__WHAT YOU WILL DO__. Will you output the lines between the ones holding "Output the component" and "string; innerClassName?: string;", inclusive, exactly as they stand, and only those lines, with the pictures left out?

__LISTING__.
┌────────

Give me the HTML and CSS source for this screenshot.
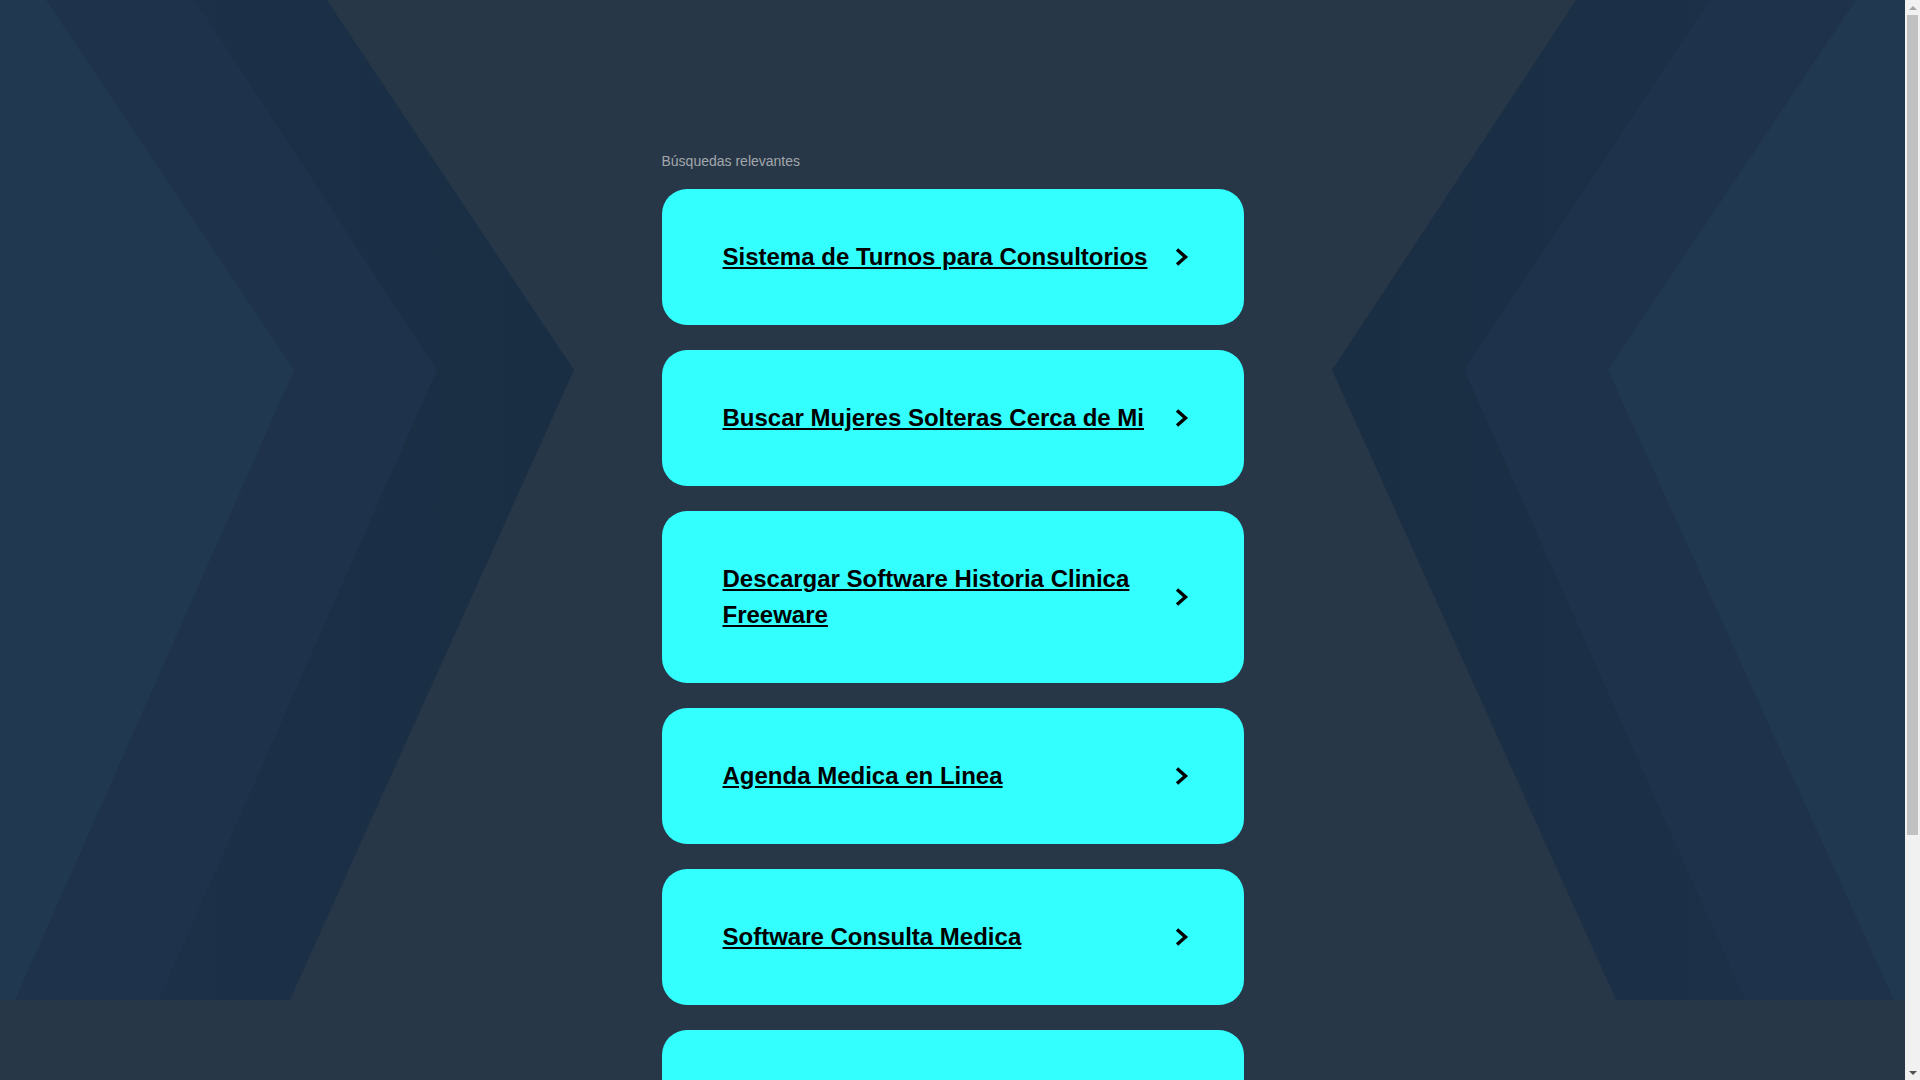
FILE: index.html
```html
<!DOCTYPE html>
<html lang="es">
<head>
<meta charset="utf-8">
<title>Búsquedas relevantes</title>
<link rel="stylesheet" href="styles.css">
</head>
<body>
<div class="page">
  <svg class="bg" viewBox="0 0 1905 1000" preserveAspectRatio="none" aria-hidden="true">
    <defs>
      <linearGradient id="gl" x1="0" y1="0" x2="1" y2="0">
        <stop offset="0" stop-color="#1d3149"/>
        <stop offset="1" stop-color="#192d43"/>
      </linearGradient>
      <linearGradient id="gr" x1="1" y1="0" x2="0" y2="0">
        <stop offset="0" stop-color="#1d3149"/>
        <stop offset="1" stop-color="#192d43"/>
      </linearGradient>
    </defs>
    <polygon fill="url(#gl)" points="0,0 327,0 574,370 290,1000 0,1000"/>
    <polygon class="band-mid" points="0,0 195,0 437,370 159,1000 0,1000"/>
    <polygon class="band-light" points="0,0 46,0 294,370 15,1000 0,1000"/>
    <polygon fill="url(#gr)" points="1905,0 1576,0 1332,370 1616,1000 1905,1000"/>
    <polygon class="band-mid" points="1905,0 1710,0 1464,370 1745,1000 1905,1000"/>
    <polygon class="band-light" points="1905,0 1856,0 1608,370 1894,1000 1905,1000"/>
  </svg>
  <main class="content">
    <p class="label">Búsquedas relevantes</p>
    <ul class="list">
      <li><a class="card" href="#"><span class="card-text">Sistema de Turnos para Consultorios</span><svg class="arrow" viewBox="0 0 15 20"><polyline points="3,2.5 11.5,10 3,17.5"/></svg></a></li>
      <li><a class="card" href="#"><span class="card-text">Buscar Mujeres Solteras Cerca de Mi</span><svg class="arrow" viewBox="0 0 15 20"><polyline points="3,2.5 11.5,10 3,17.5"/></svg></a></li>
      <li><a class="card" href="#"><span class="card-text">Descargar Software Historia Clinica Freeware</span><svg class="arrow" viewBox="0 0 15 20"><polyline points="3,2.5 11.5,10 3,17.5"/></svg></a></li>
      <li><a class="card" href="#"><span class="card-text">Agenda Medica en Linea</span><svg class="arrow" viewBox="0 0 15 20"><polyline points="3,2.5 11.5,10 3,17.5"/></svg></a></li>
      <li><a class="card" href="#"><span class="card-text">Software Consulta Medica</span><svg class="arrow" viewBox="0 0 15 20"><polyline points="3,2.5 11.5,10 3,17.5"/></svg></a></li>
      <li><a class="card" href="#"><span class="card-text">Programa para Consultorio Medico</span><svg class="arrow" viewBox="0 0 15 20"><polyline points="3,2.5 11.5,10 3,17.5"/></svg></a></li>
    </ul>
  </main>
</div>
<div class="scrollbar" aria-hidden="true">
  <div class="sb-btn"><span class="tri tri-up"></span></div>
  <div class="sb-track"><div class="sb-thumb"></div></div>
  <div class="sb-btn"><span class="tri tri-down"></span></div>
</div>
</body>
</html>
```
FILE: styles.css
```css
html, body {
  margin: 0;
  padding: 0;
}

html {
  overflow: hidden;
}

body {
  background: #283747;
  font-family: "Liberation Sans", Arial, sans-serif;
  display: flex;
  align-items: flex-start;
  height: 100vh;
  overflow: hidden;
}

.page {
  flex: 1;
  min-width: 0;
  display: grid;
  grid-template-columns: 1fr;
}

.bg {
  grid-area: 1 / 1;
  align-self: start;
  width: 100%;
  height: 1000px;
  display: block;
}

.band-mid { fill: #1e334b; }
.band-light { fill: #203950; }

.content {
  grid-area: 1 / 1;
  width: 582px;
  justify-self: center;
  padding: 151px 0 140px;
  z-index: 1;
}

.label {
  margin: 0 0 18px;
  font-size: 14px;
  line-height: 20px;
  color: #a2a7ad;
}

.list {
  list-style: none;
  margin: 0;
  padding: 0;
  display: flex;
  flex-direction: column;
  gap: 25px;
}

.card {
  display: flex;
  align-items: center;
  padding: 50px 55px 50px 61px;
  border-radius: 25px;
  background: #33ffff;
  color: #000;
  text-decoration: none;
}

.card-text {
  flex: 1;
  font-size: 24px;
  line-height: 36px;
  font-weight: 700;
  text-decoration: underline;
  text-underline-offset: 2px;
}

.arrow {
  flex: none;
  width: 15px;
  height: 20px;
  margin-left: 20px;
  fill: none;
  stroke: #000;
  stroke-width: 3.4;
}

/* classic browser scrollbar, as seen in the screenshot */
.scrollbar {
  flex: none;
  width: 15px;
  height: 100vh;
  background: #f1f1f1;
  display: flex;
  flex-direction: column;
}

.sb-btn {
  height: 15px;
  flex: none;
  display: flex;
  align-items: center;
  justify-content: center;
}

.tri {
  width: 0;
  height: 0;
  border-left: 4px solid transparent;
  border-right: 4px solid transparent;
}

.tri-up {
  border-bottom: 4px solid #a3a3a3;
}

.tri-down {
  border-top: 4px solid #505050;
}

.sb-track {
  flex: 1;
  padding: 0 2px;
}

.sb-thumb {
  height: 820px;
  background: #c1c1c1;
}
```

└────────
┌────────

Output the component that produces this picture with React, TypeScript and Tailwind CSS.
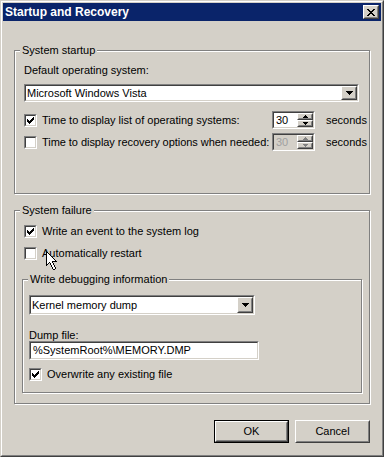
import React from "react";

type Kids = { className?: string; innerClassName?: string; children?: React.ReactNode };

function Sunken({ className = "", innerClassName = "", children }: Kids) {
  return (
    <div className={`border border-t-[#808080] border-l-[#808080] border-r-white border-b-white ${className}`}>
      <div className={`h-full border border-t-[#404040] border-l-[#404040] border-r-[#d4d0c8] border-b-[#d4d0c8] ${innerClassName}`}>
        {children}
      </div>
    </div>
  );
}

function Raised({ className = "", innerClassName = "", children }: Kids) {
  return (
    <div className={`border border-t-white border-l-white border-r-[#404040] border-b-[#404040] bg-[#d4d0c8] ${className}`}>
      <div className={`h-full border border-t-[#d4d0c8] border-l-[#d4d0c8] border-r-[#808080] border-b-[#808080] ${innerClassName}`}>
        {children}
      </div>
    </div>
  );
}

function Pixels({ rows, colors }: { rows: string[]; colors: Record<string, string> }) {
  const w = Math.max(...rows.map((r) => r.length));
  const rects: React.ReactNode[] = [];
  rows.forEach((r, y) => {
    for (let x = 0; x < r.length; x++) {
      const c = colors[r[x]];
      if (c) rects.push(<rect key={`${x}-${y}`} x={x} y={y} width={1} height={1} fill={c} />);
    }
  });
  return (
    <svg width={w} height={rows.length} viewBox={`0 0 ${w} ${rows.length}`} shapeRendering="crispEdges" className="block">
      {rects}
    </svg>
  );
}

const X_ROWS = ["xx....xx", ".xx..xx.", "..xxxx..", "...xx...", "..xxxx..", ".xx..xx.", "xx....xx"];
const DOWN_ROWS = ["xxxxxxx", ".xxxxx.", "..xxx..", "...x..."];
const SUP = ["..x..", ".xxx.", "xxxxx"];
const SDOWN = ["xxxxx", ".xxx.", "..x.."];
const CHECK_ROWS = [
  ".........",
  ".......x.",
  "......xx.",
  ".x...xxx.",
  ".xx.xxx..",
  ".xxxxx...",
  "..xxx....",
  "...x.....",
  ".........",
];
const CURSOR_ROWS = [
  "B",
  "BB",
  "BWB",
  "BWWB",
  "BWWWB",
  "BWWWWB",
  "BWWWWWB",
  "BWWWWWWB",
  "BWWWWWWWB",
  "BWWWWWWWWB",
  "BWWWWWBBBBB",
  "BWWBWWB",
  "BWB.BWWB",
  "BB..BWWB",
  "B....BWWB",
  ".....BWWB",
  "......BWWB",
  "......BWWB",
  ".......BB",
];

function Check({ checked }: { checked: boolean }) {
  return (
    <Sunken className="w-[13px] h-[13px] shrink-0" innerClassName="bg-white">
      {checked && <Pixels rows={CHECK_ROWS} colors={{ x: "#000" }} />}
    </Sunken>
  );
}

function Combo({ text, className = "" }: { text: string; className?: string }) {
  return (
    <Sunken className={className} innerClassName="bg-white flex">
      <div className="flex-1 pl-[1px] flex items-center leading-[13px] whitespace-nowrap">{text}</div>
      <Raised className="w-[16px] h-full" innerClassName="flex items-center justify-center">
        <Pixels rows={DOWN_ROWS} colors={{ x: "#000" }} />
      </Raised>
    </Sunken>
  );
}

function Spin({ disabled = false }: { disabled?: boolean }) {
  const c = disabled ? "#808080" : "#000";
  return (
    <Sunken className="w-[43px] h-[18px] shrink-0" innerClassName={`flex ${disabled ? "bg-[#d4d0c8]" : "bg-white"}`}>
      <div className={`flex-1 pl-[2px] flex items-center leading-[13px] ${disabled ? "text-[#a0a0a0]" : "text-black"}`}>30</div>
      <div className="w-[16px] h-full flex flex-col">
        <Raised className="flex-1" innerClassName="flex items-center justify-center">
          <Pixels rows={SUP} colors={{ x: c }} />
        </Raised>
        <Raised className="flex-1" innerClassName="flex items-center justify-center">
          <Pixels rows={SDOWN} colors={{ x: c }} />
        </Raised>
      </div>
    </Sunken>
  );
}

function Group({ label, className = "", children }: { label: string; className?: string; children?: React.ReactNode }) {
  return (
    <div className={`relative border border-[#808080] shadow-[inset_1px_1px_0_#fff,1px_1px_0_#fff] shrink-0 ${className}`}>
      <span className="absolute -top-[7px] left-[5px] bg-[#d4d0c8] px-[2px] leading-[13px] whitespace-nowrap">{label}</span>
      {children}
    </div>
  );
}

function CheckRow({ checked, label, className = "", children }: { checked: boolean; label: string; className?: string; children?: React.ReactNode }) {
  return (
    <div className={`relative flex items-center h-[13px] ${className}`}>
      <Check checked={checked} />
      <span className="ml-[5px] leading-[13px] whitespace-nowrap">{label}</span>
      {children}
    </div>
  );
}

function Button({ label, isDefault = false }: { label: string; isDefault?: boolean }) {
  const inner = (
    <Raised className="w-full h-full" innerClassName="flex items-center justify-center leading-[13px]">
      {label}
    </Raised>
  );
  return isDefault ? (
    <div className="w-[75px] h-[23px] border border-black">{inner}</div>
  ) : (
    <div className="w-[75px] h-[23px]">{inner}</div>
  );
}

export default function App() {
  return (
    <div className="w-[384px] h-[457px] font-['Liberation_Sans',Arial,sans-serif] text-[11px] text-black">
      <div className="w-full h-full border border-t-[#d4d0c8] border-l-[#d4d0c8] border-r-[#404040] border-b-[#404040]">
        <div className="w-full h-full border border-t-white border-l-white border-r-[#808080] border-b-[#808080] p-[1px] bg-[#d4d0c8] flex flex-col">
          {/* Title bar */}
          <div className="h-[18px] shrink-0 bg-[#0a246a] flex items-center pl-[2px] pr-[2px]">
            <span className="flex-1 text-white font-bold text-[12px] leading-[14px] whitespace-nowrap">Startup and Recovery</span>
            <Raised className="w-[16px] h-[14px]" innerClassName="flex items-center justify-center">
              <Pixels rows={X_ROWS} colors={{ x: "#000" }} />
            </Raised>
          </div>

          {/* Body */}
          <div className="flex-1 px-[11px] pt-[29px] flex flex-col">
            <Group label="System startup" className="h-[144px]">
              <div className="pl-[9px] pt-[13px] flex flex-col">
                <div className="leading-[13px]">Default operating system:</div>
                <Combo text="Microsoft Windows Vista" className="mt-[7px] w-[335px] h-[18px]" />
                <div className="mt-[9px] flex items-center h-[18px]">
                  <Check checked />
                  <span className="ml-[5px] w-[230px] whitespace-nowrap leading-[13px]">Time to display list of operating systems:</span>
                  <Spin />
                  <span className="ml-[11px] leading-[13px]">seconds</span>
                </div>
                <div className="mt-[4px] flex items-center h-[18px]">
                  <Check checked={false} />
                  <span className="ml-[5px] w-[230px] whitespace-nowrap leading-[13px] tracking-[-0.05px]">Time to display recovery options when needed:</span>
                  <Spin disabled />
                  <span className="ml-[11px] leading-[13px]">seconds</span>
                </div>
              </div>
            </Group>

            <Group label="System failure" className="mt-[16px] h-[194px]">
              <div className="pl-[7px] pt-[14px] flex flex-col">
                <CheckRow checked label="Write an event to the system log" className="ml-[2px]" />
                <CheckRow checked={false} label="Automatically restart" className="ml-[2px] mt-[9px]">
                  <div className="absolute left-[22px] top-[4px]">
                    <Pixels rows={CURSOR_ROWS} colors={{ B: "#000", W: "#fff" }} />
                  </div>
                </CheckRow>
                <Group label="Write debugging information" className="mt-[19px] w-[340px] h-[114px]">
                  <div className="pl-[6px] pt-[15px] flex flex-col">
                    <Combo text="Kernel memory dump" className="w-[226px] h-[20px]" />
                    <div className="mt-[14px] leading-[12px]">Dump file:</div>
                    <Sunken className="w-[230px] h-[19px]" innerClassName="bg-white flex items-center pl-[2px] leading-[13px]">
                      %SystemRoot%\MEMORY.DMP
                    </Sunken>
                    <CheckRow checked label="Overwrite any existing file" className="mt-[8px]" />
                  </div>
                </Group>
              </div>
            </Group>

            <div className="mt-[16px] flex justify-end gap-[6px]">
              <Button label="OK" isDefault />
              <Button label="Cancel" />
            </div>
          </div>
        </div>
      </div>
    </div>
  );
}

└────────

__COMPLETED TASK__.
Output the component that produces this picture with React, TypeScript and Tailwind CSS.
import React from "react";

type Kids = { className?: string; innerClassName?: string; children?: React.ReactNode };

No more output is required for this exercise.